Counter-Signs: the paintings of Tom Brand. Art review by Robert Kamezcura

Peak Performance by Tom Brand. Click to enlarge.
Peak Performance by Tom Brand. Click to enlarge.
 

"It is not just good ideas that make art. It is how those ideas are made out of colors, brush strokes and composition, and the many elements that make up a painting,” says painter Tom Brand. “That is where the poetry comes into art."

Brand’s paintings mix urban and nature-based imagery, abstract with subtle references to the shapes of skyscrapers, bridges, city graphics, clouds, trees and lakes. His work suggests rather than defines images and makes them float in a free fantasia of subtle color and flowing fluid space.
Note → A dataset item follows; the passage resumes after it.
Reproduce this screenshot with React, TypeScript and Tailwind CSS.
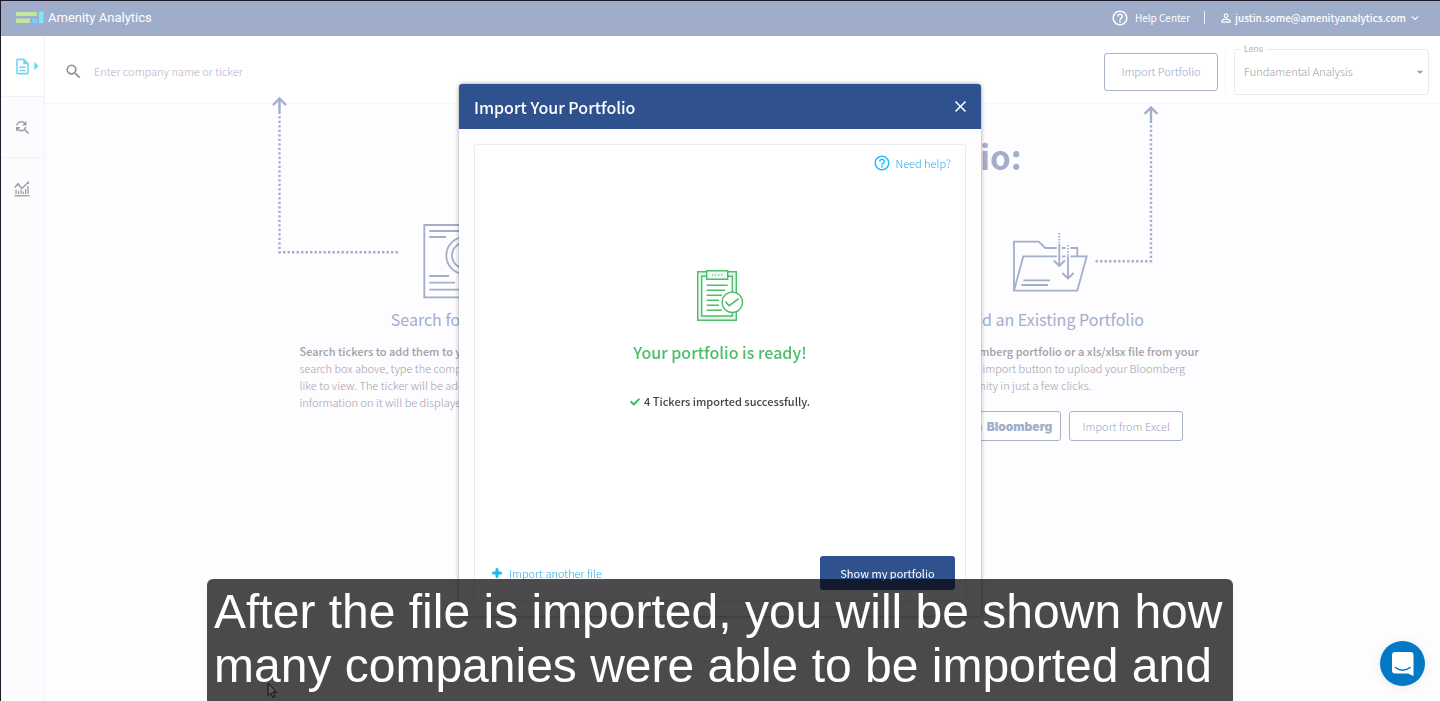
import type { ReactNode } from "react";
import {
  MdArrowDropDown,
  MdArrowRight,
  MdClose,
  MdExpandMore,
  MdFindReplace,
  MdHelpOutline,
  MdOutlineDescription,
  MdPersonOutline,
  MdSearch,
} from "react-icons/md";
import { FaCheck } from "react-icons/fa";

function Logo() {
  return (
    <svg width="28" height="13" viewBox="0 0 28 13" aria-hidden="true">
      <path fill="#bfe89b" d="M0 1h21v4H0zM0 7.500h14V12H0z" />
      <path fill="#6fd0fb" d="M16 7.500h5V12h-5z" />
      <path fill="#7ae8fb" d="M23 .5h4.500V12H23z" />
    </svg>
  );
}

function ChartIcon() {
  return (
    <svg width="16" height="16" viewBox="0 0 16 16" fill="none" stroke="#a09ea2" aria-hidden="true">
      <path strokeWidth="1.400" d="M.5 14.800h15" />
      <path strokeWidth="1.300" d="M2 8.500V13M4.500 10V13M7 8.500V13M9.300 10.500V13M11.600 8V13M14 5v8" />
      <path strokeWidth="1.500" d="M.7 6.500 4 3.200l4 4.300L14 1.500" />
      <circle cx="14" cy="1.800" r="1.200" fill="#a09ea2" stroke="none" />
      <circle cx="4" cy="3.200" r="1.200" fill="#a09ea2" stroke="none" />
    </svg>
  );
}

function CertificateIcon() {
  return (
    <svg width="76" height="76" viewBox="0 0 76 76" fill="none" stroke="#a3aecb" strokeWidth="1.800" aria-hidden="true">
      <path d="M2.300 2h71.400v72.300H2.300zM7.300 8h61M7.300 14H24M7.300 53H27M7.300 59.700H33M7.300 66.700h61" />
      <circle cx="43" cy="32.500" r="18.700" />
      <circle cx="43" cy="32.500" r="13" />
    </svg>
  );
}

function FolderIcon() {
  return (
    <svg width="76" height="76" viewBox="0 0 76 76" fill="none" stroke="#a3aecb" strokeWidth="1.800" aria-hidden="true">
      <path d="M2 67.700v-49h24.700l6.600 6.300h32v8.300" />
      <path d="M2 67.700 11.300 33.300h63.400l-9.400 34.400zM11.300 57.300H38M9.300 62H36" />
      <path stroke="#fdfcfe" strokeWidth="5" d="M47.300 19v17M56 24v20" />
      <path strokeDasharray="1.600 1.400" d="M47.300 10v10M56 22v11" />
      <path d="M47.300 20.700v22.600M41.800 37.500l5.500 5.500 5.500-5.500M56 33.300v22.400M50.300 50l5.700 5.500 5.700-5.500" />
    </svg>
  );
}

function ClipboardIcon() {
  return (
    <svg width="48" height="53" viewBox="0 0 48 53" fill="none" stroke="#4dbd6b" strokeWidth="1.400" aria-hidden="true">
      <path fill="#e4f6e9" d="M1.700 2.700h38.600v48.600H1.700z" />
      <path fill="#fff" d="M5.700 7.300h30.600V47H5.700z" />
      <path fill="#effaf2" d="M10.700 1.700h21v8.600h-21z" />
      <path strokeWidth="1.700" strokeDasharray="1 2" d="M16.200 6h11" />
      <path d="M10.700 16.300h21M10.700 21.300H29M10.700 26.300H26M10.700 31.300H23M10.700 36.300H23M10.700 41.300H26" />
      <circle cx="36.300" cy="33.300" r="10.200" fill="#fff" />
      <path strokeWidth="1.600" d="m29.300 32.500 3.900 4.200 9.600-7" />
    </svg>
  );
}

function PlusIcon() {
  return (
    <svg width="10" height="10" viewBox="0 0 10 10" stroke="#1fb8f0" strokeWidth="3" strokeLinecap="round" aria-hidden="true">
      <path d="M5 1.500v7M1.500 5h7" />
    </svg>
  );
}

function ChatIcon() {
  return (
    <svg width="22" height="24" viewBox="0 0 22 24" aria-hidden="true">
      <path fill="#fff" d="M3 0h15.500a3 3 0 0 1 3 3v21l-5.500-2.500H3a3 3 0 0 1-3-3V3a3 3 0 0 1 3-3z" />
      <path d="M3.500 15.500c4 3.500 10.500 3.500 14.500 0" fill="none" stroke="#0479c3" strokeWidth="1.500" strokeLinecap="round" />
    </svg>
  );
}

function SideItem({ label, active, children }: { label: string; active?: boolean; children: ReactNode }) {
  return (
    <a
      href="#"
      aria-label={label}
      className={`flex h-[61px] items-center border-b border-[#f3f1f5] pl-3 last:border-b-0 ${active ? "bg-white text-[#6fd6fa]" : "text-[#a09ea2]"}`}
    >
      {children}
    </a>
  );
}

const outlineButton =
  "rounded-[3px] border border-[#a9b2cc] bg-white font-light text-[#9c9fc4] whitespace-nowrap";

export default function App() {
  return (
    <div className="flex min-h-screen flex-col border-t border-l border-[#1d1b2b] bg-[#fdfcfe] font-['Noto_Sans_CJK_SC',sans-serif] text-[11px] leading-[17px] text-[#a3a1a6]">
      <header className="flex h-[35px] items-center bg-[#9fadca] pr-[18px] pb-[2px] pl-[15px] text-white">
        <Logo />
        <span className="ml-1 font-['Roboto',sans-serif] text-[13px]">Amenity Analytics</span>
        <nav className="ml-auto flex items-center text-[10px]">
          <a href="#" className="flex items-center gap-[6px]">
            <MdHelpOutline size={18} />
            Help Center
          </a>
          <span className="mx-[14px] h-[13px] w-px bg-white/80" />
          <button type="button" className="flex items-center gap-[2px] font-medium">
            <MdPersonOutline size={14} />
            justin.some@amenityanalytics.com
            <MdExpandMore size={14} />
          </button>
        </nav>
      </header>

      <div className="flex grow">
        <aside className="w-[44px] shrink-0 border-r border-[#f3f1f5] bg-[#fcfbfd]">
          <SideItem label="Documents" active>
            <MdOutlineDescription size={19} className="shrink-0" />
            <MdArrowRight size={20} className="-ml-[6px] shrink-0" />
          </SideItem>
          <SideItem label="Find">
            <MdFindReplace size={18} />
          </SideItem>
          <SideItem label="Trends">
            <span className="pl-px">
              <ChartIcon />
            </span>
          </SideItem>
        </aside>

        <div className="flex min-w-0 grow flex-col">
          <div className="flex h-[68px] items-center border-b border-[#f8f6fa] bg-white pt-1 pr-[11px] pl-[19px]">
            <label htmlFor="ticker" aria-label="Search companies">
              <MdSearch size={19} className="text-[#8f8d92]" />
            </label>
            <input
              id="ticker"
              type="text"
              placeholder="Enter company name or ticker"
              className="ml-[11px] grow bg-transparent font-light outline-none placeholder:text-[#b9adc3]"
            />
            <button type="button" className={`h-[38px] w-[114px] ${outlineButton}`}>
              Import Portfolio
            </button>
            <span className="mr-2 ml-[7px] h-[42px] w-px bg-[#f5f3f7]" />
            <div className="relative h-[46px] w-[195px]">
              <label
                htmlFor="lens"
                className="absolute -top-2 left-[7px] bg-white px-[3px] font-['Roboto',sans-serif] text-[9px] leading-4 text-[#b8b5bd]"
              >
                Lens
              </label>
              <select
                id="lens"
                className="h-full w-full appearance-none rounded-[3px] border border-[#ebe9ed] bg-transparent px-[9px] font-light text-[#a09ea3]"
              >
                <option>Fundamental Analysis</option>
              </select>
              <MdArrowDropDown size={16} className="pointer-events-none absolute top-[15px] right-[1px]" />
            </div>
          </div>

          <main className="pt-8">
            <h1 className="text-center text-[33px] leading-10 font-bold text-[#a3aecb]">
              Two Ways to Create Your Portfolio:
            </h1>
            <div className="mt-[47px] flex justify-center gap-[270px] pl-6">
              <section className="relative w-[320px]">
                <svg
                  width="128"
                  height="158"
                  viewBox="0 0 128 158"
                  fill="none"
                  stroke="#a3aecb"
                  strokeWidth="2.400"
                  className="absolute -top-[126px] -left-7"
                  aria-hidden="true"
                >
                  <path d="m1 8 6.500-6.500L14 8M7.500 1.500V17" />
                  <path strokeDasharray="2.400 2.100" d="M7.500 19.200v136h119" />
                </svg>
                <div className="flex justify-center">
                  <CertificateIcon />
                </div>
                <h2 className="mt-2 text-center text-[16px] leading-6 text-[#a3aecb]">Search for a Ticker</h2>
                <p className="mt-3 font-light whitespace-nowrap">
                  <strong className="font-medium">Search tickers to add them to your portfolio. In the</strong>
                  <br />
                  search box above, type the company name you would
                  <br />
                  like to view. The ticker will be added, and all of the
                  <br />
                  information on it will be displayed.
                </p>
              </section>

              <section className="relative w-[320px]">
                <svg
                  width="64"
                  height="158"
                  viewBox="0 0 64 158"
                  fill="none"
                  stroke="#a3aecb"
                  strokeWidth="2.400"
                  className="absolute -top-[117px] right-[51px]"
                  aria-hidden="true"
                >
                  <path d="m49.500 8 6.500-6.500L62.500 8M56 1.500V17" />
                  <path strokeDasharray="2.400 2.100" d="M56 19.200v136H0" />
                </svg>
                <div className="flex justify-center">
                  <FolderIcon />
                </div>
                <h2 className="mt-2 text-center text-[16px] leading-6 text-[#a3aecb]">Load an Existing Portfolio</h2>
                <p className="mt-3 font-light whitespace-nowrap">
                  <strong className="font-medium">Import your Bloomberg portfolio or a xls/xlsx file from your</strong>
                  <br />
                  computer. Use the import button to upload your Bloomberg
                  <br />
                  portfolio into Amenity in just a few clicks.
                </p>
                <div className="mt-[17px] flex justify-center gap-2 pr-[2px]">
                  <button type="button" className={`flex h-[30px] items-center justify-end gap-1 px-2 ${outlineButton}`}>
                    Import from
                    <b className="font-['Inter',sans-serif] text-[12px] font-black text-[#a3aecb]">Bloomberg</b>
                  </button>
                  <button type="button" className={`h-[30px] w-[114px] ${outlineButton}`}>
                    Import from Excel
                  </button>
                </div>
              </section>
            </div>
          </main>
        </div>
      </div>

      <div className="fixed inset-0 z-10 flex items-start justify-center pt-[84px]">
        <div
          role="dialog"
          aria-label="Import Your Portfolio"
          className="w-[522px] rounded-[3px] bg-[#fdfcfe] shadow-[0_0_4px_rgba(0,0,0,0.4)]"
        >
          <div className="flex h-[45px] items-center justify-between rounded-t-[3px] bg-[#2f528f] pr-[11px] pl-[15px] text-white">
            <h2 className="text-[16px] leading-6 font-medium">Import Your Portfolio</h2>
            <button type="button" aria-label="Close">
              <MdClose size={19} />
            </button>
          </div>
          <div className="p-[15px]">
            <div className="flex h-[457px] flex-col rounded-[3px] border border-[#ebe9ed] bg-white px-[10px] pt-[9px] pb-[10px]">
              <a href="#" className="mr-1 flex items-center gap-1 self-end font-light text-[#2fa9ea]">
                <MdHelpOutline size={18} className="text-[#1fc0f5]" />
                Need help?
              </a>
              <div className="mt-[97px] flex flex-col items-center">
                <ClipboardIcon />
                <p className="mt-[18px] text-[16px] leading-6 font-medium text-[#4dbd6b]">Your portfolio is ready!</p>
                <p className="mt-[29px] flex items-center gap-1 font-medium text-[#454247]">
                  <FaCheck size={10} className="text-[#3cb95d]" />
                  4 Tickers imported successfully.
                </p>
              </div>
              <div className="mt-auto flex items-center justify-between">
                <button type="button" className="ml-[7px] flex items-center gap-[7px] font-light text-[#2fa9ea]">
                  <PlusIcon />
                  Import another file
                </button>
                <button type="button" className="h-[34px] w-[135px] rounded-[3px] bg-[#2f528f] text-white">
                  Show my portfolio
                </button>
              </div>
            </div>
          </div>
        </div>
      </div>

      <div className="fixed inset-x-0 bottom-0 z-20 flex justify-center">
        <p className="w-[1026px] rounded-t-[6px] bg-[rgba(8,7,9,0.73)] px-[7px] pt-[6px] pb-2 font-['Liberation_Sans',sans-serif] text-[48px] leading-[54px] text-white">
          After the file is imported, you will be shown how many companies were able to be imported and
        </p>
      </div>

      <svg
        width="11"
        height="17"
        viewBox="0 0 11 17"
        className="fixed bottom-[2px] left-[267px] z-30"
        fill="#5a585b"
        stroke="#111"
        aria-hidden="true"
      >
        <path d="M1 1v12.500l2.800-2.600 2 4.700 2-.9-2-4.500h3.700z" />
      </svg>

      <button
        type="button"
        aria-label="Open chat"
        className="fixed right-[15px] bottom-[15px] z-30 flex size-[45px] items-center justify-center rounded-full bg-[#0479c3] shadow-[0_1px_8px_rgba(0,0,0,0.1)]"
      >
        <ChatIcon />
      </button>
    </div>
  );
}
An element of manifest destiny flavors his work: a muscular aura of open spaces filled with a counterpoint of natural and man-made forms, with the breadth of the great 19th century romantics Cole and Church and 21st century urbanity. Looking into Brand’s paintings is like gazing upon the world from the tail of a kite where everything below seems bejeweled and fantastic.

His style combines an interest in dynamic elements (which owes some lineage to the Italian futurists) and the intense luminous color of transparent glazes of oil over colored grounds achieved via a technique borrowed from medieval masters like Van Eyck and Van Der Weyden. Indeed, Brand places a high value on the craft behind his artwork, mixing his own varnishes and glazes, making his own frames and generally working from scratch to get exactly the effects he wants.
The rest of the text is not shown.